I messaged her and made sure she wasn’t spending the day alone (she messaged back and said she had plans with other family).

Back to: relief.

Get everybody ready, pack up the car, leave the house for the trip to my parents’ house (we’ll call my mom Nana and my dad PopPop).

Wow, I’m actually: Happy!

Nice hour+ drive, singing with the boys, chatting with Big A, working on a needlepoint project.

Feeling: pleased, content.

3 miles away from my parents’ house, we stop for gas.  While waiting, Bubba started to act distressed and cry a little bit.

Here we go: concerned.

We get back on the road, and Bubs is still whining in the back seat.  I keep turning around to look at him, and he’s looking like he doesn’t feel good.  Big A is driving faster and faster, but we’re on a road with lots of stoplights so there’s only so much he can do.  About a mile away from my parents’ house, Bubba starts puking.  Big A at first starts to slam on the brakes, but then realizes there’s really nothing we can do since we’re on a very busy road and will arrive at my parents’ house in about 5 minutes.

And we’ve got: anxiety, fear (what if he starts choking???), sympathy, helplessness, disappointment, etc.

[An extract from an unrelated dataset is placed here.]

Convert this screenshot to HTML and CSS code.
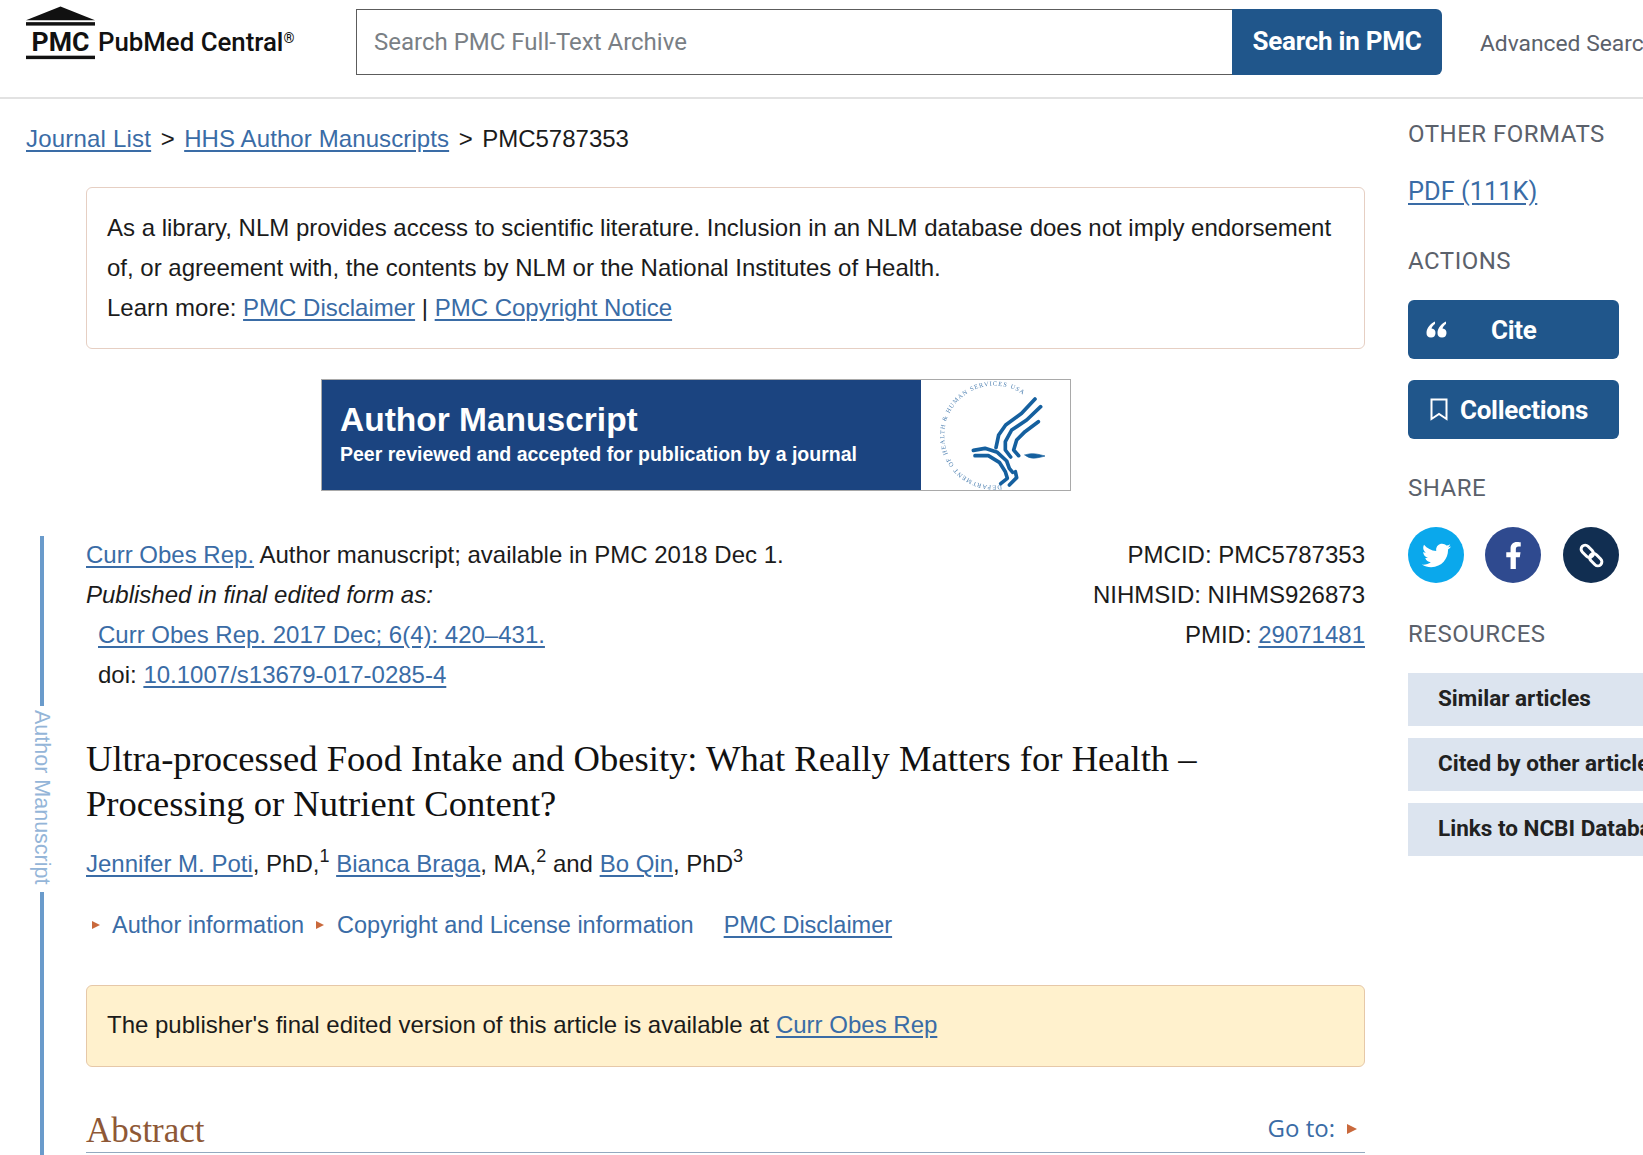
FILE: index.html
```html
<!DOCTYPE html>
<html lang="en">
<head>
<meta charset="utf-8">
<title>PMC article</title>
<link rel="stylesheet" href="styles.css">
</head>
<body>
<header class="top">
  <a class="brand">
    <svg class="brand-mark" width="69" height="54" viewBox="0 0 70 54">
      <polygon points="0,14 35,0 70,14"/>
      <rect x="0" y="16" width="70" height="3.500"/>
      <rect x="0" y="50" width="70" height="3.500"/>
      <text x="35" y="45" text-anchor="middle" class="brand-pmc">PMC</text>
    </svg>
    <span class="brand-name">PubMed Central<sup>®</sup></span>
  </a>
  <form class="search">
    <div class="search-input">Search PMC Full-Text Archive</div>
    <div class="search-btn">Search in PMC</div>
  </form>
  <span class="advanced">Advanced Search</span>
</header>
<div class="layout">
  <main class="article">
    <nav class="crumbs"><a class="crumb-first">Journal List</a><span class="sep">&gt;</span><a class="crumb-hhs">HHS Author Manuscripts</a><span class="sep">&gt;</span><span>PMC5787353</span></nav>
    <div class="rail"><i class="rail-line rail-top"></i><span class="rail-text">Author Manuscript</span><i class="rail-line rail-bottom"></i></div>
    <section class="notice">
      As a library, NLM provides access to scientific literature. Inclusion in an NLM database does not imply endorsement of, or agreement with, the contents by NLM or the National Institutes of Health.<br>
      Learn more: <a>PMC Disclaimer</a> | <a>PMC Copyright Notice</a>
    </section>
    <div class="banner">
      <div class="banner-blue">
        <div class="banner-title">Author Manuscript</div>
        <div class="banner-sub">Peer reviewed and accepted for publication by a journal</div>
      </div>
      <div class="banner-seal">
        <svg width="149" height="110" viewBox="33 15 447 330">
          <defs><path id="sealArc" d="M275 330A150 150 0 1 1 358 75"/></defs>
          <text class="seal-text"><textPath href="#sealArc">DEPARTMENT OF HEALTH &amp; HUMAN SERVICES USA</textPath></text>
          <g class="seal-bird">
            <path d="M375 72L335 115L287 150L266 180L258 218"/>
            <path d="M392 95L350 135L305 165L286 200L286 225L302 246"/>
            <path d="M385 140L345 170L320 195L311 225L326 242"/>
            <path d="M190 226L225 220L262 232L290 258L298 280L308 292"/>
            <path d="M195 242L235 242L268 262L286 290L292 310L272 326"/>
            <path d="M316 290L320 308L298 330"/>
            <path class="seal-fill" d="M345 240C368 232 385 238 405 243C380 250 360 254 345 240Z"/>
          </g>
        </svg>
      </div>
    </div>
    <div class="cite-row">
      <div>
        <div><a>Curr Obes Rep.</a> Author manuscript; available in PMC 2018 Dec 1.</div>
        <div><em>Published in final edited form as:</em></div>
        <div class="indent"><a>Curr Obes Rep. 2017 Dec; 6(4): 420–431.</a></div>
        <div class="indent">doi: <a>10.1007/s13679-017-0285-4</a></div>
      </div>
      <div class="ids">
        <div>PMCID: PMC5787353</div>
        <div>NIHMSID: NIHMS926873</div>
        <div>PMID: <a>29071481</a></div>
      </div>
    </div>
    <h1 class="title">Ultra-processed Food Intake and Obesity: What Really Matters for Health – Processing or Nutrient Content?</h1>
    <p class="authors"><a>Jennifer M. Poti</a>, PhD,<sup>1</sup> <a>Bianca Braga</a>, MA,<sup>2</sup> and <a>Bo Qin</a>, PhD<sup>3</sup></p>
    <div class="meta-links">
      <span class="tri"></span><span class="plain-link">Author information</span>
      <span class="tri tri-second"></span><span class="plain-link">Copyright and License information</span>
      <a class="meta-disclaimer">PMC Disclaimer</a>
    </div>
    <div class="publisher">The publisher's final edited version of this article is available at <a>Curr Obes Rep</a></div>
    <div class="section-head">
      <h2>Abstract</h2>
      <span class="goto">Go to:<span class="tri tri-goto"></span></span>
    </div>
  </main>
  <aside class="side">
    <h3 class="side-h side-h-first">OTHER FORMATS</h3>
    <a class="pdf">PDF (111K)</a>
    <h3 class="side-h side-h-actions">ACTIONS</h3>
    <div class="action">
      <svg class="cite-icon" width="21" height="17" viewBox="0 0 21 17"><path d="M9 .5C5 2.500 .5 6.500 .5 12a4.500 4.500 0 1 0 5-4.500C6 5.500 7.500 4 9 3z"/><path d="M20 .5C16 2.500 11.500 6.500 11.500 12a4.500 4.500 0 1 0 5-4.500C17 5.500 18.500 4 20 3z"/></svg>
      <span class="cite-label">Cite</span>
    </div>
    <div class="action action-second">
      <svg class="book-icon" width="18" height="23" viewBox="0 0 18 23"><path d="M1.500 1.500h15v19.500l-7.500-5-7.500 5z"/></svg>
      <span>Collections</span>
    </div>
    <h3 class="side-h side-h-share">SHARE</h3>
    <div class="share">
      <span class="circle tw"><svg width="29" height="29" viewBox="0 0 512 512"><path d="M459.37 151.716c.325 4.548.325 9.097.325 13.645 0 138.72-105.583 298.558-298.558 298.558-59.452 0-114.68-17.219-161.137-47.106 8.447.974 16.568 1.299 25.34 1.299 49.055 0 94.213-16.568 130.274-44.832-46.132-.975-84.792-31.188-98.112-72.772 6.498.974 12.995 1.624 19.818 1.624 9.421 0 18.843-1.3 27.614-3.573-48.081-9.747-84.143-51.98-84.143-102.985v-1.299c13.969 7.797 30.214 12.67 47.431 13.319-28.264-18.843-46.781-51.005-46.781-87.391 0-19.492 5.197-37.36 14.294-52.954 51.655 63.675 129.3 105.258 216.365 109.807-1.624-7.797-2.599-15.918-2.599-24.04 0-57.828 46.782-104.934 104.934-104.934 30.213 0 57.502 12.67 76.67 33.137 23.715-4.548 46.456-13.32 66.599-25.34-7.798 24.366-24.366 44.833-46.132 57.827 21.117-2.273 41.584-8.122 60.426-16.243-14.292 20.791-32.161 39.308-52.628 54.253z"/></svg></span>
      <span class="circle fb"><svg width="17" height="27" viewBox="0 0 320 512"><path d="M279.14 288l14.22-92.66h-88.91v-60.13c0-25.35 12.42-50.06 52.24-50.06h40.42V6.26S260.43 0 225.36 0c-73.22 0-121.08 44.38-121.08 124.72v70.62H22.89V288h81.39v224h100.17V288z"/></svg></span>
      <span class="circle ln"><svg class="link-icon" width="25" height="25" viewBox="0 0 25 25"><g transform="rotate(45 12.500 12.500)"><rect x="-.5" y="8.500" width="14" height="8" rx="4"/><rect x="11.500" y="8.500" width="14" height="8" rx="4"/></g></svg></span>
    </div>
    <h3 class="side-h side-h-res">RESOURCES</h3>
    <div class="res">Similar articles</div>
    <div class="res">Cited by other articles</div>
    <div class="res">Links to NCBI Databases</div>
  </aside>
</div>
</body>
</html>
```
FILE: styles.css
```css
* { box-sizing: border-box; }
html, body { margin: 0; height: 1155px; overflow: hidden; }
body { width: 1643px; background: #fff; color: #1b1b1b; font: 24px/40px "Liberation Sans", Arial, sans-serif; }
a { color: #3a6ca6; text-decoration: underline; text-underline-offset: 3px; }

.top { height: 99px; border-bottom: 2px solid #e2e2e2; display: flex; padding: 6px 0 0 26px; white-space: nowrap; overflow: hidden; }
.brand { display: flex; flex: none; width: 330px; color: #111; text-decoration: none; }
.brand-mark { fill: #111; flex: none; }
.brand-pmc { font: 700 27px "Roboto", sans-serif; fill: #111; }
.brand-name { font: 500 25.800px/30px "Roboto", sans-serif; margin: 21px 0 0 3px; color: #111; }
.brand-name sup { font-size: 14px; line-height: 0; vertical-align: 8px; }
.search { display: flex; height: 66px; margin: 3px 0 0; flex: none; }
.search-input { width: 876px; border: 1px solid #5c5c5c; border-right: 0; padding-left: 17px; font: 24px/64px "Roboto", sans-serif; color: #7a7f85; }
.search-btn { width: 210px; background: #20568b; color: #fff; border-radius: 0 6px 6px 0; text-align: center; font: 700 26px/65px "Roboto", sans-serif; letter-spacing: -.25px; }
.advanced { font: 22.800px/66px "Roboto", sans-serif; color: #5b616b; margin: 5px 0 0 38px; }

.layout { display: flex; }
.article { position: relative; flex: none; width: 1408px; padding: 0 43px 0 86px; }
.crumbs { margin: 20px 0 0 -60px; height: 40px; }
.crumb-first { letter-spacing: .2px; }
.crumb-hhs { letter-spacing: .1px; }
.sep { margin: 0 9.500px; }
.rail { position: absolute; left: 26px; top: 437px; height: 621px; width: 32px; display: flex; flex-direction: column; align-items: center; gap: 4px; }
.rail-line { width: 4px; background: #6a9bcb; display: block; }
.rail-top { height: 170px; }
.rail-bottom { flex: 1; }
.rail-text { writing-mode: vertical-rl; color: #94b5d8; font-size: 21.500px; line-height: 24px; height: 178px; white-space: nowrap; }

.notice { margin-top: 28px; height: 162px; border: 1px solid #e6cfc3; border-radius: 6px; padding: 20px 20px; }
.banner { display: flex; width: 750px; height: 112px; margin: 30px 0 0 235px; border: 1px solid #a9a9a9; }
.banner-blue { width: 599px; background: #1b4480; color: #fff; padding: 18px 0 0 18px; font-family: "Liberation Sans", sans-serif; font-weight: 700; }
.banner-title { font-size: 33.500px; line-height: 44px; }
.banner-sub { font-size: 19.500px; line-height: 25px; }
.banner-seal { flex: 1; background: #fff; }
.banner-seal svg { display: block; filter: blur(.4px); }
.seal-text { font: 19px "Liberation Serif", serif; fill: #4c7fb0; letter-spacing: 3px; }
.seal-bird path { fill: none; stroke: #15609f; stroke-width: 11; stroke-linecap: round; stroke-linejoin: round; }
.seal-bird .seal-fill { fill: #15609f; stroke-width: 2; }

.cite-row { display: flex; justify-content: space-between; margin-top: 44px; }
.indent { padding-left: 12px; }
.ids { text-align: right; }
.title { margin: 41px 0 0; font: 400 36.600px/45px "Liberation Serif", serif; color: #111; width: 1135px; }
.authors { margin: 18px 0 0; }
.authors sup { font-size: 18px; line-height: 0; vertical-align: 10px; }
.meta-links { display: flex; align-items: center; margin-top: 21px; font-size: 23.500px; }
.plain-link { color: #3a6ca6; }
.tri { display: inline-block; width: 0; height: 0; border-left: 8px solid #c9693c; border-top: 4px solid transparent; border-bottom: 4px solid transparent; }
.meta-links > .tri:first-child { margin: 0 12px 0 6px; }
.tri-second { margin: 0 13px 0 12px; }
.meta-disclaimer { margin-left: 30px; }
.publisher { margin-top: 40px; height: 82px; background: #fff1cd; border: 1px solid #e6c8a8; border-radius: 6px; padding: 19px 20px; }
.section-head { display: flex; justify-content: space-between; align-items: flex-end; margin-top: 37px; height: 49px; border-bottom: 1px solid #93a9bf; }
.section-head h2 { margin: 0; font: 400 35px/42px "Liberation Serif", serif; color: #8e5836; }
.goto { font: 24px/48px "Open Sans", sans-serif; color: #3a6ca6; }
.tri-goto { margin: 0 8px 4px 12px; vertical-align: middle; border-left-width: 10px; border-top-width: 5px; border-bottom-width: 5px; }

.side { flex: none; width: 235px; font-family: "Roboto", sans-serif; }
.side-h { margin: 0; font: 400 24px/30px "Roboto", sans-serif; color: #5b616b; letter-spacing: .5px; white-space: nowrap; }
.side-h-first { margin-top: 20px; }
.pdf { display: block; font-size: 25.400px; line-height: 32px; margin-top: 26px; }
.side-h-actions { margin-top: 39px; }
.action { display: flex; align-items: center; width: 211px; height: 59px; margin-top: 24px; padding-left: 18px; border-radius: 6px; background: #20568b; color: #fff; font-weight: 700; font-size: 26px; letter-spacing: -.3px; }
.action-second { margin-top: 21px; padding-left: 22px; }
.cite-icon { fill: #fff; }
.cite-label { margin-left: 44px; }
.book-icon { fill: none; stroke: #fff; stroke-width: 2; margin-right: 12px; }
.side-h-share { margin-top: 34px; }
.share { display: flex; gap: 21px; width: 211px; margin-top: 24px; }
.circle { width: 56px; height: 56px; border-radius: 50%; display: flex; align-items: center; justify-content: center; }
.circle svg { fill: #fff; }
.tw { background: #0aa8ec; }
.fb { background: #2f4a8f; }
.ln { background: #112e51; margin-left: 1px; }
.circle .link-icon { fill: none; stroke: #fff; stroke-width: 3; overflow: visible; }
.side-h-res { margin-top: 36px; }
.res { height: 53px; margin-top: 12px; padding-left: 30px; background: #dce4ef; color: #212121; font-weight: 700; font-size: 22.500px; line-height: 51px; white-space: nowrap; overflow: hidden; }
.side-h-res + .res { margin-top: 24px; }
```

What a long 5 minutes!  I twist around and hold Bub’s hand as he continues to throw up all over himself.  We arrive at my parents’ house and explode from the car, Big A running inside to get help, me openning Bub’s door but not really wanting to touch him until I have materials to clean him up.  He’s pale and crying slightly, and I think he’s a little scared.  PopPop comes out to help and takes Monkey inside.  I clean Bubba off as best I can and take him inside to change him and finally be able to hold and comfort him.  Big A takes on the task of cleaning off the car seat.  After about a half an hour things start to calm down and somebody pours me a glass of wine.

Ok, starting to feel: relief, calm.

My Uncle B is there, I only get to see him once or twice a year.  Big A’s parents (we’ll call them Grandma and Grandpa) and his Aunt P join us.  I love family get togethers!  Both boys are playing nicely, giving hugs when asked, Bubba is responding to requests to relay information he’s learned at school and sing songs, which are really stinkin cute.

Dare I say it?  I’m at: happy, love, having fun!

Dinner goes well, Monkey takes a nap and gets up hungry, the boys tag team eating in the high chair.  Bubba has a bunch of saltine crackers and a bowl of applesauce, drinks a cup of water, and politely says “Mommy, I’ma all done”.  Everyone is charmed.  We all visit for a bit, a few people drift off to sleep in their chairs for a minute or two, both boys go back to playing nicely.

Ahhhh: calm, content.

We decide we have to go, Big A’s family leave, we pack up the car and head out.  Big A and I laugh at people we see camped out in front of Best Buy, sing our versions of different Christmas carols (we’ve changed some of the words to make them silly), talk about some of the topics that were discussed during the family visit.

Loving this: content, festive, closeness with Big A.

My phone lights up, it’s a text from one of my best friends Ampy.  I open it expecting a Thanksgiving greeting.  We just enjoyed a pedicure date Wednesday afternoon, so I knew what her Thanksgiving plans were.  But what I see on my phone’s screen is the news that her grandma passed away Thanksgiving morning.

Bam: heartbreak.

My heart in my throat, I text back and ask as gently as I can (via text) if she was there when grandma passed.  Because I knew that the plan had been for she and her parents to spend the morning with grandma at the nursing home.  The answer I get back: they were 20 minutes too late to say goodbye.

Devestation.  More heartbreak.

I text back as many loving words as I can think to convey, knowing there’s really nothing I can say.  I think to my own grandmother in her own nursing home, and how I allowed Thanksgiving to pass without seeing her.

Sadness.  Guilt.  More guilt.

We get home, unload from the car (both boys slept the final 30 minutes of the drive) and spend an hour just laying around watching TV.  I’m trying not to think too much so I go on facebook to see how everyone else’s Thanksgiving went.  I’m realizing as I read posts of some of my autism mama friends that autism really wasn’t a factor in our day.  We had no meltdowns, very little stimming, mostly scripted but still appropriate talk.

Wow: thankful.  Hopeful.

I scroll through the facebook feed and see a picture of my friend who has the 2 teenage sons.  In the picture she’s hugging the 18 year old.  Wait, WHAT???  I click onto her facebook page and read that he flew home and surprised her with a visit!

ELATION!  I was so happy I was crying.  For her!

Whew!  I was done.  Spent.  We put the kids to bed, I got into my jammies, made a half-hearted attempt to work on my needlepoint for a few more minutes, then gave up.  I went to bed and fell asleep listening to the TV, playing one of the Friends Thanksgiving episodes.

How the heck do you sum up a day like that?  You got it: Rollercoaster!